_SET TASK:_ Pictures in the data below are not part of the copy; transcribe everything else exactly.

_SUPPLIED INFORMATION:_
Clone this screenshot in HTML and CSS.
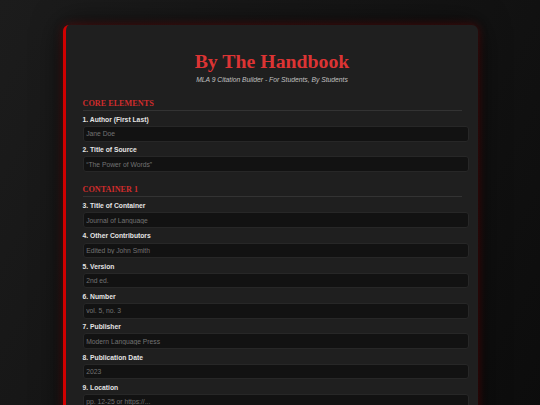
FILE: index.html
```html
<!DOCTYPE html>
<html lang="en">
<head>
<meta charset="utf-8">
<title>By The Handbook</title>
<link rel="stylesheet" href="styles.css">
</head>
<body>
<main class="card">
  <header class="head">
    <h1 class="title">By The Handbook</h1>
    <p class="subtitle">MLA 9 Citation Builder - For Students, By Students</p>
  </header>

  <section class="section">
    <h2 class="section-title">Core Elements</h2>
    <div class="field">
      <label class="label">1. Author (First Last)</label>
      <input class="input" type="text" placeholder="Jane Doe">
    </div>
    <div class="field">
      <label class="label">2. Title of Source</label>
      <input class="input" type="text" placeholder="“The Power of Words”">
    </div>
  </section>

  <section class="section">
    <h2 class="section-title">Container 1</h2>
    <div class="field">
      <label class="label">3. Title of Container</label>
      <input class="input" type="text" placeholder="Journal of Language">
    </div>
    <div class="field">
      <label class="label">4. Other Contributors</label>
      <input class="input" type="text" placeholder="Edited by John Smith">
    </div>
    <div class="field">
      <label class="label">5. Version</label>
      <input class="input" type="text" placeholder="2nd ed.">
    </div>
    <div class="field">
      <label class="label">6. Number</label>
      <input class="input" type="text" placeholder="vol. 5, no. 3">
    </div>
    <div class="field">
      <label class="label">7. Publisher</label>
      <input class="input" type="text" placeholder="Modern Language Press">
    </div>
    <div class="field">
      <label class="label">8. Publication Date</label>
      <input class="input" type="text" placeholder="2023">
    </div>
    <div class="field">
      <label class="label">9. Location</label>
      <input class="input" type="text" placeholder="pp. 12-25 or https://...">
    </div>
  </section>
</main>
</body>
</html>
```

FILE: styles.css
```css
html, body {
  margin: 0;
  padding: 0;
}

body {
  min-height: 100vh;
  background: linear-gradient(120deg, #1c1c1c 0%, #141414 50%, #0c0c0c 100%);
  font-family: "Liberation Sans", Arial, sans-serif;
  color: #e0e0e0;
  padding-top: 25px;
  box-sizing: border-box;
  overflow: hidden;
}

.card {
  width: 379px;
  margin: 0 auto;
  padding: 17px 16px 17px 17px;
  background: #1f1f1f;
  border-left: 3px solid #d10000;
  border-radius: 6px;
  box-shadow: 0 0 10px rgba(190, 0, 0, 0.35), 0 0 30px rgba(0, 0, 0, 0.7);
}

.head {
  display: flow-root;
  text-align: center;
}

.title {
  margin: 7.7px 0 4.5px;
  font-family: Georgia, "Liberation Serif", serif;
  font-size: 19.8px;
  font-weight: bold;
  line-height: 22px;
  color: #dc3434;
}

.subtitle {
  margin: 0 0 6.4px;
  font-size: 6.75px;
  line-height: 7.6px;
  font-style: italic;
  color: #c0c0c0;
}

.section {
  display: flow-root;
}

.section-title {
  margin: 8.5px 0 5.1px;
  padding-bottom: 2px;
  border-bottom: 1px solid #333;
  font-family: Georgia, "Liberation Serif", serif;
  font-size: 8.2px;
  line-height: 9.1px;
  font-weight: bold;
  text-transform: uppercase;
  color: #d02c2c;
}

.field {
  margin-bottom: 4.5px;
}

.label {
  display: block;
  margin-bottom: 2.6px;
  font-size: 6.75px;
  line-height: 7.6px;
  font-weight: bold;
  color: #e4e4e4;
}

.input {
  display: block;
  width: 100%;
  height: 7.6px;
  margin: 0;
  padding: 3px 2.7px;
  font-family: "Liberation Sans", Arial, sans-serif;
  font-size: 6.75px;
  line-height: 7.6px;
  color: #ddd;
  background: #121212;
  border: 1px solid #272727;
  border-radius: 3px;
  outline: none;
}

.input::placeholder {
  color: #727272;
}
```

_EXPECTED ANSWER:_
Clone this screenshot in HTML and CSS.
FILE: index.html
```html
<!DOCTYPE html>
<html lang="en">
<head>
<meta charset="utf-8">
<title>By The Handbook</title>
<link rel="stylesheet" href="styles.css">
</head>
<body>
<main class="card">
  <header class="head">
    <h1 class="title">By The Handbook</h1>
    <p class="subtitle">MLA 9 Citation Builder - For Students, By Students</p>
  </header>

  <section class="section">
    <h2 class="section-title">Core Elements</h2>
    <div class="field">
      <label class="label">1. Author (First Last)</label>
      <input class="input" type="text" placeholder="Jane Doe">
    </div>
    <div class="field">
      <label class="label">2. Title of Source</label>
      <input class="input" type="text" placeholder="“The Power of Words”">
    </div>
  </section>

  <section class="section">
    <h2 class="section-title">Container 1</h2>
    <div class="field">
      <label class="label">3. Title of Container</label>
      <input class="input" type="text" placeholder="Journal of Language">
    </div>
    <div class="field">
      <label class="label">4. Other Contributors</label>
      <input class="input" type="text" placeholder="Edited by John Smith">
    </div>
    <div class="field">
      <label class="label">5. Version</label>
      <input class="input" type="text" placeholder="2nd ed.">
    </div>
    <div class="field">
      <label class="label">6. Number</label>
      <input class="input" type="text" placeholder="vol. 5, no. 3">
    </div>
    <div class="field">
      <label class="label">7. Publisher</label>
      <input class="input" type="text" placeholder="Modern Language Press">
    </div>
    <div class="field">
      <label class="label">8. Publication Date</label>
      <input class="input" type="text" placeholder="2023">
    </div>
    <div class="field">
      <label class="label">9. Location</label>
      <input class="input" type="text" placeholder="pp. 12-25 or https://...">
    </div>
  </section>
</main>
</body>
</html>
```

FILE: styles.css
```css
html, body {
  margin: 0;
  padding: 0;
}

body {
  min-height: 100vh;
  background: linear-gradient(120deg, #1c1c1c 0%, #141414 50%, #0c0c0c 100%);
  font-family: "Liberation Sans", Arial, sans-serif;
  color: #e0e0e0;
  padding-top: 25px;
  box-sizing: border-box;
  overflow: hidden;
}

.card {
  width: 379px;
  margin: 0 auto;
  padding: 17px 16px 17px 17px;
  background: #1f1f1f;
  border-left: 3px solid #d10000;
  border-radius: 6px;
  box-shadow: 0 0 10px rgba(190, 0, 0, 0.35), 0 0 30px rgba(0, 0, 0, 0.7);
}

.head {
  display: flow-root;
  text-align: center;
}

.title {
  margin: 7.7px 0 4.5px;
  font-family: Georgia, "Liberation Serif", serif;
  font-size: 19.8px;
  font-weight: bold;
  line-height: 22px;
  color: #dc3434;
}

.subtitle {
  margin: 0 0 6.4px;
  font-size: 6.75px;
  line-height: 7.6px;
  font-style: italic;
  color: #c0c0c0;
}

.section {
  display: flow-root;
}

.section-title {
  margin: 8.5px 0 5.1px;
  padding-bottom: 2px;
  border-bottom: 1px solid #333;
  font-family: Georgia, "Liberation Serif", serif;
  font-size: 8.2px;
  line-height: 9.1px;
  font-weight: bold;
  text-transform: uppercase;
  color: #d02c2c;
}

.field {
  margin-bottom: 4.5px;
}

.label {
  display: block;
  margin-bottom: 2.6px;
  font-size: 6.75px;
  line-height: 7.6px;
  font-weight: bold;
  color: #e4e4e4;
}

.input {
  display: block;
  width: 100%;
  height: 7.6px;
  margin: 0;
  padding: 3px 2.7px;
  font-family: "Liberation Sans", Arial, sans-serif;
  font-size: 6.75px;
  line-height: 7.6px;
  color: #ddd;
  background: #121212;
  border: 1px solid #272727;
  border-radius: 3px;
  outline: none;
}

.input::placeholder {
  color: #727272;
}
```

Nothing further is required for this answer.